It is required that the lines from the top of the listing through the line with "compact = false;" be reproduced exactly, excluding pictures.

Pages as source code
====================

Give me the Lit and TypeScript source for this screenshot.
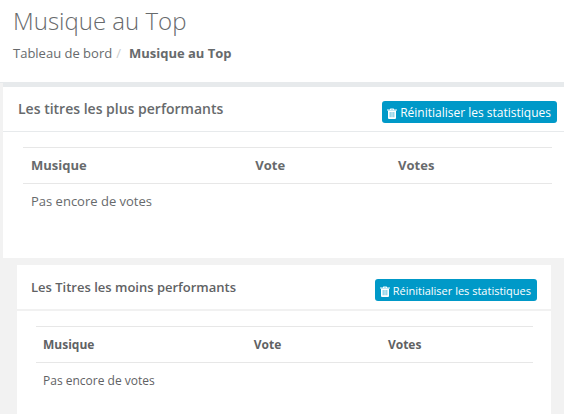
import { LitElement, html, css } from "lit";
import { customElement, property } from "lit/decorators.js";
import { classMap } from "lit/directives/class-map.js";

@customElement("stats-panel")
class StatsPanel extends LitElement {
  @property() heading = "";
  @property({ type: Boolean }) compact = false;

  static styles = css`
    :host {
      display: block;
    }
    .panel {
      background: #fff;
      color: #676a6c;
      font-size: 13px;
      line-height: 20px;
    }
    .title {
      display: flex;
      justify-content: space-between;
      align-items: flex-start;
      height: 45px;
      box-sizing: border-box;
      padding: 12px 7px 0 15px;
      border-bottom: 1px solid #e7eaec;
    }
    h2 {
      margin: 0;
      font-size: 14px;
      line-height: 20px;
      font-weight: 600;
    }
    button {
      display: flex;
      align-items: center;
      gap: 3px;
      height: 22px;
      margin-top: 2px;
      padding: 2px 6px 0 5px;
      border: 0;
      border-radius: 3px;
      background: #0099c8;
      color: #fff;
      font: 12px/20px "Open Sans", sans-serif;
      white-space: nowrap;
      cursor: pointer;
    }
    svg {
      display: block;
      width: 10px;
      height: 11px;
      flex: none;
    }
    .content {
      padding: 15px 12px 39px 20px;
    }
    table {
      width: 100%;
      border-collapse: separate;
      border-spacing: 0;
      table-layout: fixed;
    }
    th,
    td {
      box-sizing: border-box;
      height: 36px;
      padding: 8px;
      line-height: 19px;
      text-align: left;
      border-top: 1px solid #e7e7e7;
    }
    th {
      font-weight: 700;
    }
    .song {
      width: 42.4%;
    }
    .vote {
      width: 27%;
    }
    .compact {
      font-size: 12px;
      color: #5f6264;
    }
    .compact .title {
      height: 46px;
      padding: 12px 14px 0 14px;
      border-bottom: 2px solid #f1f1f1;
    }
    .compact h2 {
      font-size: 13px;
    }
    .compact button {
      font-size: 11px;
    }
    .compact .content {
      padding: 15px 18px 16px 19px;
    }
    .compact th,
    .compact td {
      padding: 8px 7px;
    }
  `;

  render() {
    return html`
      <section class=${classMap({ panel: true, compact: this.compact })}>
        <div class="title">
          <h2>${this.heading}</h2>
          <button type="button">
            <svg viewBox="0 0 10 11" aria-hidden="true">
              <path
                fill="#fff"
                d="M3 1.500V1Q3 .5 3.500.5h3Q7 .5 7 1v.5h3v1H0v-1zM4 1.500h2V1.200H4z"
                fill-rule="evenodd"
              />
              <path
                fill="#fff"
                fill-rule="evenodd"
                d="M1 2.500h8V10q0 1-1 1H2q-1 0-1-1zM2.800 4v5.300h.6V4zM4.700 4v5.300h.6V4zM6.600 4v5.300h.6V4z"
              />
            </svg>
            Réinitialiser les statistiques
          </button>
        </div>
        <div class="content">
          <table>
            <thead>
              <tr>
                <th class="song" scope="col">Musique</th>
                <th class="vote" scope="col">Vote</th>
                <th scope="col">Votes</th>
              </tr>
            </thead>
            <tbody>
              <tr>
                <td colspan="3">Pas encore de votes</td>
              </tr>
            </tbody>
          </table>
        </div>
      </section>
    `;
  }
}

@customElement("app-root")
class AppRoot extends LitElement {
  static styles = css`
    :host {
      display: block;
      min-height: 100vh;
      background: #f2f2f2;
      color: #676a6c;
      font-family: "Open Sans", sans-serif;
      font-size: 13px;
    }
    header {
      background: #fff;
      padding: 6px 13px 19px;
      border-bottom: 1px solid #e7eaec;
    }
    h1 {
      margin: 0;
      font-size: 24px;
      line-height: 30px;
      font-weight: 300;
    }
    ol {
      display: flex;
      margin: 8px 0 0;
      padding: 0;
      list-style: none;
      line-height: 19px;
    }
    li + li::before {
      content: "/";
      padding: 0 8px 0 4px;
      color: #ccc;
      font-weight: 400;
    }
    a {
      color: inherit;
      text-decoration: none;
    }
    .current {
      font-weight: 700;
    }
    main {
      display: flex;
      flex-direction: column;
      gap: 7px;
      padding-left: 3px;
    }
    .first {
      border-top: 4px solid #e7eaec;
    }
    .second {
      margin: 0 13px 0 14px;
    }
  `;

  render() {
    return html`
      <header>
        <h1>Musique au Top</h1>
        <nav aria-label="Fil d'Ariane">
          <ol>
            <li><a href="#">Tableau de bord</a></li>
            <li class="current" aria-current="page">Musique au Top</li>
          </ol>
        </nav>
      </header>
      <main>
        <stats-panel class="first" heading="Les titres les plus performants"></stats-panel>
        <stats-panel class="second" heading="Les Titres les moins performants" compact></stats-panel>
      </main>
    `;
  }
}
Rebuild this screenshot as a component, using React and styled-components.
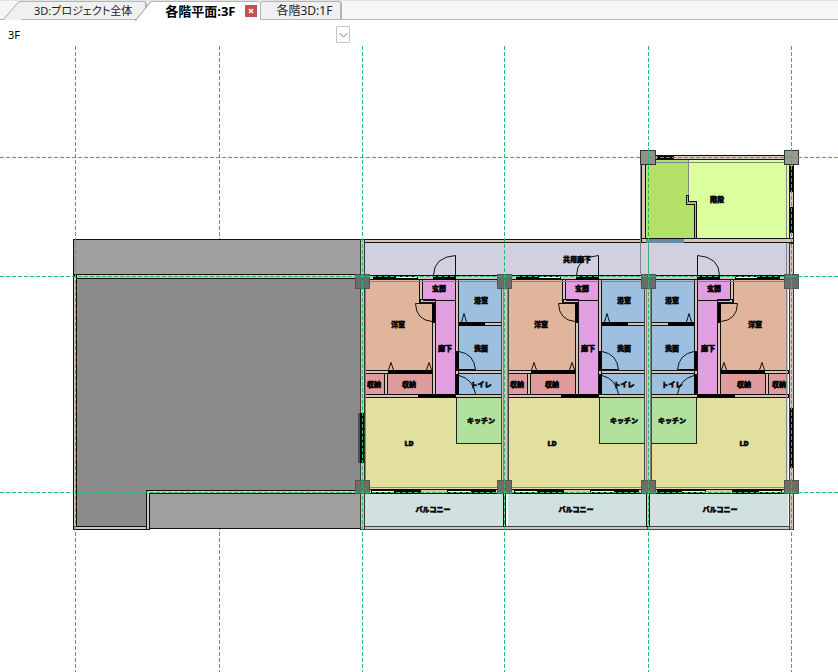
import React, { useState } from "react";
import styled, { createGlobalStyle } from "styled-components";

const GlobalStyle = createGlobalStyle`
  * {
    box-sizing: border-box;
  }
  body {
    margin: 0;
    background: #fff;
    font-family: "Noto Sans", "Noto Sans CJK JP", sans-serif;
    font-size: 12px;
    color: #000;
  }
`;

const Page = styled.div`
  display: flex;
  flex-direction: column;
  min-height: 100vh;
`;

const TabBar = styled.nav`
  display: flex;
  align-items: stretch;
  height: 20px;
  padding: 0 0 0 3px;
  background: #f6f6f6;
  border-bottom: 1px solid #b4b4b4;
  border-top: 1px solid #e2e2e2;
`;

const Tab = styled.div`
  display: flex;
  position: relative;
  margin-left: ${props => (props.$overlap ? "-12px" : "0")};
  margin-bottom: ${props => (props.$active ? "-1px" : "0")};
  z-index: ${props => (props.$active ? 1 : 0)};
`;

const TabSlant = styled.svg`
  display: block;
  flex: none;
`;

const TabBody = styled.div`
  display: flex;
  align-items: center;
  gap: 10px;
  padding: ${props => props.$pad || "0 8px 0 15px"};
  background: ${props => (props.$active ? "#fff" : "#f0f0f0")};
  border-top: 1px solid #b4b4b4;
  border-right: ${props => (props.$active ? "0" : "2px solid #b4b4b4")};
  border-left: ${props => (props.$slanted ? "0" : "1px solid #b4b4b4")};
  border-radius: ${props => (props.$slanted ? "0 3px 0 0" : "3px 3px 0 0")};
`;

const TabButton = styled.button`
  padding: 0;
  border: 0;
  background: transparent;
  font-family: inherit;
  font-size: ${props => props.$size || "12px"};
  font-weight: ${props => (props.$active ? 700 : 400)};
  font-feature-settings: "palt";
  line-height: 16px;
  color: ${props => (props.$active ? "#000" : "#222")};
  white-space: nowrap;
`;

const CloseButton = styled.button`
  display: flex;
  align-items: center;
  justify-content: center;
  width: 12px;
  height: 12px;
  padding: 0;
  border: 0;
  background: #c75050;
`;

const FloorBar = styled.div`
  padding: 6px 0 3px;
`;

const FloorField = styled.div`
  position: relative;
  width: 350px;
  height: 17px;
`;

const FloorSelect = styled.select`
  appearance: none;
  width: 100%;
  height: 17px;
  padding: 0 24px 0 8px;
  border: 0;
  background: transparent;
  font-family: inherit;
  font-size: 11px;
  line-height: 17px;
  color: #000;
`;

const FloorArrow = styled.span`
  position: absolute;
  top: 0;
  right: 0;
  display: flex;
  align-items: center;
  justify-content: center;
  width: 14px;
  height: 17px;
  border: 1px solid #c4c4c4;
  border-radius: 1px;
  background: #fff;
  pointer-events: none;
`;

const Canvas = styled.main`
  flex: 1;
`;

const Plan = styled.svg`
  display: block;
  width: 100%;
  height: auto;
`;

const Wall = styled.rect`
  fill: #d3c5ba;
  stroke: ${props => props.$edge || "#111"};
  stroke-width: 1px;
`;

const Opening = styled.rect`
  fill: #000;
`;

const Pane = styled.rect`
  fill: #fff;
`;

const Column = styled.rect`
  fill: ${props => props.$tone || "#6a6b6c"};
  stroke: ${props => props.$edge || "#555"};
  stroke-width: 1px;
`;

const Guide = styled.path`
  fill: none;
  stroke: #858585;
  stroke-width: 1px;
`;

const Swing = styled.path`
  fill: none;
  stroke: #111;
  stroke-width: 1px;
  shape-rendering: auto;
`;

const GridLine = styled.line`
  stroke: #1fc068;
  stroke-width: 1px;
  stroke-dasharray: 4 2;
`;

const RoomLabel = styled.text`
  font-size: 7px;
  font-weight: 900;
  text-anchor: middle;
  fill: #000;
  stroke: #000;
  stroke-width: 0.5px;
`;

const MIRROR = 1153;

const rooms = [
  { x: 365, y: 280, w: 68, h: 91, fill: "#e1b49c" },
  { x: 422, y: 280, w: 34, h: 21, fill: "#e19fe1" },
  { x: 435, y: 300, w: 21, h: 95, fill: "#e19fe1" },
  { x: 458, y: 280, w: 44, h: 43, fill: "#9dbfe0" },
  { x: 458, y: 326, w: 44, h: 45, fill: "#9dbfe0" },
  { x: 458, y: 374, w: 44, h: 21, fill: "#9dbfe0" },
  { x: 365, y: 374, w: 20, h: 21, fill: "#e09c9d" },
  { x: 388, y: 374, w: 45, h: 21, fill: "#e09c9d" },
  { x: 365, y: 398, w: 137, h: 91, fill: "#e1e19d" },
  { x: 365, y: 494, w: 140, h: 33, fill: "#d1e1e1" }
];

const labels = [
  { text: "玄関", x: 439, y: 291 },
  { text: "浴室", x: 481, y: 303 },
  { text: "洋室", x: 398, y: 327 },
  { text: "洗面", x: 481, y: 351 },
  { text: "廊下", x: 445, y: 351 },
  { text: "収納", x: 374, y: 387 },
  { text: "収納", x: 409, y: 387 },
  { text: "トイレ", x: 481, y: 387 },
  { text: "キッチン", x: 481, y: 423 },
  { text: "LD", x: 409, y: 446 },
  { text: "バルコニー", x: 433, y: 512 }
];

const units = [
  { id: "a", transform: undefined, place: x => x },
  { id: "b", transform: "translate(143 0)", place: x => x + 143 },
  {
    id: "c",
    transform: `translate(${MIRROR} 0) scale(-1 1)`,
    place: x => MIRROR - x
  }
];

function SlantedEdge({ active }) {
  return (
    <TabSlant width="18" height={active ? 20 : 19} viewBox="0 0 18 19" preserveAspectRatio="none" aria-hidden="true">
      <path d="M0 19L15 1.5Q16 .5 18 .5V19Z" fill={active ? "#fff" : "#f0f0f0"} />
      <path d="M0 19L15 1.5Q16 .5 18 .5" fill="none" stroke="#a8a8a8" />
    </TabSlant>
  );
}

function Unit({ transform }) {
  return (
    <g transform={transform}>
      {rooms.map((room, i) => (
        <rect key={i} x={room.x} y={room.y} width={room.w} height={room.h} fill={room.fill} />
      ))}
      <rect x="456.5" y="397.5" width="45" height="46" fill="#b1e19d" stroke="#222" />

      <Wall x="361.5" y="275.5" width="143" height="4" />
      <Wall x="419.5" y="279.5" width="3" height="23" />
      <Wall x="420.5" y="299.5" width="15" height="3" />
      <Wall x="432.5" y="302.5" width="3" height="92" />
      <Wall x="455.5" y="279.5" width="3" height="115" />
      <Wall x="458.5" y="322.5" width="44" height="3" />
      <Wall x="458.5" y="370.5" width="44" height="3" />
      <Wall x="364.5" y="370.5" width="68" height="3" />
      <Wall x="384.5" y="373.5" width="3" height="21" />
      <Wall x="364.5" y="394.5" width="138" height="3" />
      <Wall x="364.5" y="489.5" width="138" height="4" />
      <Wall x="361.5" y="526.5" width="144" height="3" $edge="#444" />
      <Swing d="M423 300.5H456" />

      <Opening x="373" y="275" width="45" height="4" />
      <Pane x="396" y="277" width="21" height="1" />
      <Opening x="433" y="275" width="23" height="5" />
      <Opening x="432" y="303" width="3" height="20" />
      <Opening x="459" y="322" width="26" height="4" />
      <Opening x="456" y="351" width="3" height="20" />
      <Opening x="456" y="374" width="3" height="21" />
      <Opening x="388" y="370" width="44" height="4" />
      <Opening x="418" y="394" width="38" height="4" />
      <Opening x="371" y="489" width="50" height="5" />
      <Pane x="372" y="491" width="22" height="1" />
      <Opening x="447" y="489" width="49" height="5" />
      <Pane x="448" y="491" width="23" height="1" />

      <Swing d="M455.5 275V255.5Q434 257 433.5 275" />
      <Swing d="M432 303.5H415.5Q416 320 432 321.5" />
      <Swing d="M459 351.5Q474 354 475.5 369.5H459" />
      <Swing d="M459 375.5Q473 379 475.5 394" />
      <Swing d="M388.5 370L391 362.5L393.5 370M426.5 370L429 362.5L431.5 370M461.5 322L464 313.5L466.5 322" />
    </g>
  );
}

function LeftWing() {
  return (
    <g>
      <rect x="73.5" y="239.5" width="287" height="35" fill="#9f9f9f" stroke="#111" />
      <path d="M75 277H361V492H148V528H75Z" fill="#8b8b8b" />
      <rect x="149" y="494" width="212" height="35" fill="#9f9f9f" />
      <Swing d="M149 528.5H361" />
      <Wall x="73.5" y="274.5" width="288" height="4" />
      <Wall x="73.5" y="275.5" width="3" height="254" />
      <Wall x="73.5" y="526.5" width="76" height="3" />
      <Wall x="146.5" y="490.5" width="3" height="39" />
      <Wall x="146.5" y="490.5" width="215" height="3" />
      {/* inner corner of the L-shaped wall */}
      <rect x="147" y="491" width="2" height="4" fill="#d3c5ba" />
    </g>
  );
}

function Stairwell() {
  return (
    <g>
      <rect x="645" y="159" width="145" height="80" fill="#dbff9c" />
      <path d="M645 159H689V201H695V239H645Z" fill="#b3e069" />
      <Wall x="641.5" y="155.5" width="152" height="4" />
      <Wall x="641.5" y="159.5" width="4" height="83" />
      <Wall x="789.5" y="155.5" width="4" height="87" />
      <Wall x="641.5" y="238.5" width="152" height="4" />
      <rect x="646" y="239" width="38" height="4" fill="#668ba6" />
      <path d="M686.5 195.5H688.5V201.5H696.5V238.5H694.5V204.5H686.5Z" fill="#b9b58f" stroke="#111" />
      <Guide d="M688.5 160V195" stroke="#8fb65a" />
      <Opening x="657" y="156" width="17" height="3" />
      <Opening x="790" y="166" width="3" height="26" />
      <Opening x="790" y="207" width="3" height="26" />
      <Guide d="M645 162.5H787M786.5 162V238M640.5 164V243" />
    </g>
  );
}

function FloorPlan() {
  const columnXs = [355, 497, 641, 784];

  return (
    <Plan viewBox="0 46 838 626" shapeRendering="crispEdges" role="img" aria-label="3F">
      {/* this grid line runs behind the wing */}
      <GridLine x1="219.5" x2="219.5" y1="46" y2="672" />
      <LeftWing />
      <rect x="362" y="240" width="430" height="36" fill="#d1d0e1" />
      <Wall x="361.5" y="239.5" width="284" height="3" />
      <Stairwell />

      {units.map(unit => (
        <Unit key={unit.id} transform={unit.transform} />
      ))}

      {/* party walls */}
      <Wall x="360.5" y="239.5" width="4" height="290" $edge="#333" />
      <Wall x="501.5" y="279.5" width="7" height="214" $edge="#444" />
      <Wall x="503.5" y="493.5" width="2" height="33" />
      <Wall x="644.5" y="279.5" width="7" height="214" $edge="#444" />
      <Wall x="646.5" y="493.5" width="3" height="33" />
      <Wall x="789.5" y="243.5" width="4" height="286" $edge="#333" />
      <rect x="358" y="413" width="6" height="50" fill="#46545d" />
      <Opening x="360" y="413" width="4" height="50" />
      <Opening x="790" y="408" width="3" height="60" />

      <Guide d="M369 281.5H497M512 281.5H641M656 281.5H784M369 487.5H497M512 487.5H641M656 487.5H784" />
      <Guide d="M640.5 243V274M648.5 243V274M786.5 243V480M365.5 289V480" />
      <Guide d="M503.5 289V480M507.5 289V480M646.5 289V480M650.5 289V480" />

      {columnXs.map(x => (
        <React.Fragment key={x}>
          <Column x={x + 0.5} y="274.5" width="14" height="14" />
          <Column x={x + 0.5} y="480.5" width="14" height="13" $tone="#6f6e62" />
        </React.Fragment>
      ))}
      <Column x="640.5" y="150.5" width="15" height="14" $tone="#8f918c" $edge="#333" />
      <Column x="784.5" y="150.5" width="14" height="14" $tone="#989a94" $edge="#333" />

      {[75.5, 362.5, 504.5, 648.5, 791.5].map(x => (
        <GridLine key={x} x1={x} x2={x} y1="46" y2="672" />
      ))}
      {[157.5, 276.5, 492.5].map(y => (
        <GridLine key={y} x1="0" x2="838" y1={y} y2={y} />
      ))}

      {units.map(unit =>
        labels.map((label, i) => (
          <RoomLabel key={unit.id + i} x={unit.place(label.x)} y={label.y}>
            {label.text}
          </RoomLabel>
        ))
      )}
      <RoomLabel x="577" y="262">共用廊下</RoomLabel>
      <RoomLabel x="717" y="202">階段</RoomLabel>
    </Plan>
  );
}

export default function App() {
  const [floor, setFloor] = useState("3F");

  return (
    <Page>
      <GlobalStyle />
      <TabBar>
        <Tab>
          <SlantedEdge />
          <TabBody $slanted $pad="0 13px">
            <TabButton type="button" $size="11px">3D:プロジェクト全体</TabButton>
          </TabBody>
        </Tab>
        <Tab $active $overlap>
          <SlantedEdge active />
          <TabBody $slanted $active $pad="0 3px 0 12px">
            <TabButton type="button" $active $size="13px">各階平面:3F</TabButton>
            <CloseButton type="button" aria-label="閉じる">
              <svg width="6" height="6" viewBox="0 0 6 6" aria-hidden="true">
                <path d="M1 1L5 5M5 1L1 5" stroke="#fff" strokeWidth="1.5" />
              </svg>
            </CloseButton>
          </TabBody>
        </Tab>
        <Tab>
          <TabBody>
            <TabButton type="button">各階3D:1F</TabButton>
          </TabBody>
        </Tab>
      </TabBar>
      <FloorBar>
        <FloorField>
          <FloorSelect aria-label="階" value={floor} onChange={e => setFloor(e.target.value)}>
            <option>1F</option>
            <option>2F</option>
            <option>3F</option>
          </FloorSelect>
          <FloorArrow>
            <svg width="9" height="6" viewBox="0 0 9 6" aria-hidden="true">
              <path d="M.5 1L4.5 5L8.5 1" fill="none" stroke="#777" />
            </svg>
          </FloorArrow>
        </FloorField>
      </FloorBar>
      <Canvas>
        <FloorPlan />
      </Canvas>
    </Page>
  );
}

====================

--- Result of this task ---
Give me the Lit and TypeScript source for this screenshot.
import { LitElement, html, css } from "lit";
import { customElement, property } from "lit/decorators.js";
import { classMap } from "lit/directives/class-map.js";

@customElement("stats-panel")
class StatsPanel extends LitElement {
  @property() heading = "";
  @property({ type: Boolean }) compact = false;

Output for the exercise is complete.